Entries with page source code
########################################
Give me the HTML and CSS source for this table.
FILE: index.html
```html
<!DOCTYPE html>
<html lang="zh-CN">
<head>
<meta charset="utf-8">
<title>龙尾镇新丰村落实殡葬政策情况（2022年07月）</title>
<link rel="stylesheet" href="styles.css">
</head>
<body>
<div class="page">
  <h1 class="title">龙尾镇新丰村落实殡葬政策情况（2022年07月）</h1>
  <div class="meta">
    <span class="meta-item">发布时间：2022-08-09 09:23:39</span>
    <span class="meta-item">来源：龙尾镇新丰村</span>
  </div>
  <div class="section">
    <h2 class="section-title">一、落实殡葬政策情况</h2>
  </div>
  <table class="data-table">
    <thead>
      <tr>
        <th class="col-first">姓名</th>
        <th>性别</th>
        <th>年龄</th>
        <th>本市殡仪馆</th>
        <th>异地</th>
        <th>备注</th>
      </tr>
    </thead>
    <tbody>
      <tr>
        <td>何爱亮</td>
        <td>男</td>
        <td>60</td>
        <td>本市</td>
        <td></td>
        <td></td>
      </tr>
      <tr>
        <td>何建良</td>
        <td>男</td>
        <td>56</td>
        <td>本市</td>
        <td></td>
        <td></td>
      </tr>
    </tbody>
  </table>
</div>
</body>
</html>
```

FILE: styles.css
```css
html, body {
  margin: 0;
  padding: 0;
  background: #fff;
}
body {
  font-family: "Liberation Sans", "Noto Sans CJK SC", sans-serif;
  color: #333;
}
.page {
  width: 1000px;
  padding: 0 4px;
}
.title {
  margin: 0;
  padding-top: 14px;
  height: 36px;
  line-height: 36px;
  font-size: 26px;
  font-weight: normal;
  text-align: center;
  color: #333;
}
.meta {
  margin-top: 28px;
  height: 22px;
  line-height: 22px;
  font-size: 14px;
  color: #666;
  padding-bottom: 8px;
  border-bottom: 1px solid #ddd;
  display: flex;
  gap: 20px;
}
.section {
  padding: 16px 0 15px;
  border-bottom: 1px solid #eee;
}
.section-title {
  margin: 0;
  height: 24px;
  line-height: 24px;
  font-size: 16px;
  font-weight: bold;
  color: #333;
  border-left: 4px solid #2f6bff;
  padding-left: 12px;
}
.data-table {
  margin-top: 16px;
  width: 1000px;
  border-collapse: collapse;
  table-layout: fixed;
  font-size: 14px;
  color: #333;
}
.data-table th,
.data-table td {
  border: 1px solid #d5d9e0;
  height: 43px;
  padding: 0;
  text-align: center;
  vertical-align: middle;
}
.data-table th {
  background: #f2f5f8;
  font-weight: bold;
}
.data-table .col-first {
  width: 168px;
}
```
########################################
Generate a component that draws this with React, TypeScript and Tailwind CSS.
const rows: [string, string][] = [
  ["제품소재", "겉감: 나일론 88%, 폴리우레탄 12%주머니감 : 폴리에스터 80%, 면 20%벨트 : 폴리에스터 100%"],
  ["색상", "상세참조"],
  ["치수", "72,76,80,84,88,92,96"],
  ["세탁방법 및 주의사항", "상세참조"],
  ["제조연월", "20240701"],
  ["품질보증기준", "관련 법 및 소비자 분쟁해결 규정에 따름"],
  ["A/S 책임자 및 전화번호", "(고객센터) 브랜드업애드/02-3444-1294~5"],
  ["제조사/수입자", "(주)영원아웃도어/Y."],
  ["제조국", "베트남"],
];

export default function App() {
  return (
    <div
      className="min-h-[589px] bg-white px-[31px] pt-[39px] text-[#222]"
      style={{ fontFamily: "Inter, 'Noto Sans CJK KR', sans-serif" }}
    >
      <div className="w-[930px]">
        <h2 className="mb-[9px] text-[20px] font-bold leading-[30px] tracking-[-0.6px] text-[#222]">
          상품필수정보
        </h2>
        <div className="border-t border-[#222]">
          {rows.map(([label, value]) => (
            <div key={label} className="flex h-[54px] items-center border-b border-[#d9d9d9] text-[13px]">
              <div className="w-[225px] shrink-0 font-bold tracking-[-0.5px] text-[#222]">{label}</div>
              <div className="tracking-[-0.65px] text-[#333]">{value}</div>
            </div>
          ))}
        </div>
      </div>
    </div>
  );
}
########################################
What you are asked to do
List all lines from the entries that include the word "this".

Right answer
Give me the HTML and CSS source for this table.
Generate a component that draws this with React, TypeScript and Tailwind CSS.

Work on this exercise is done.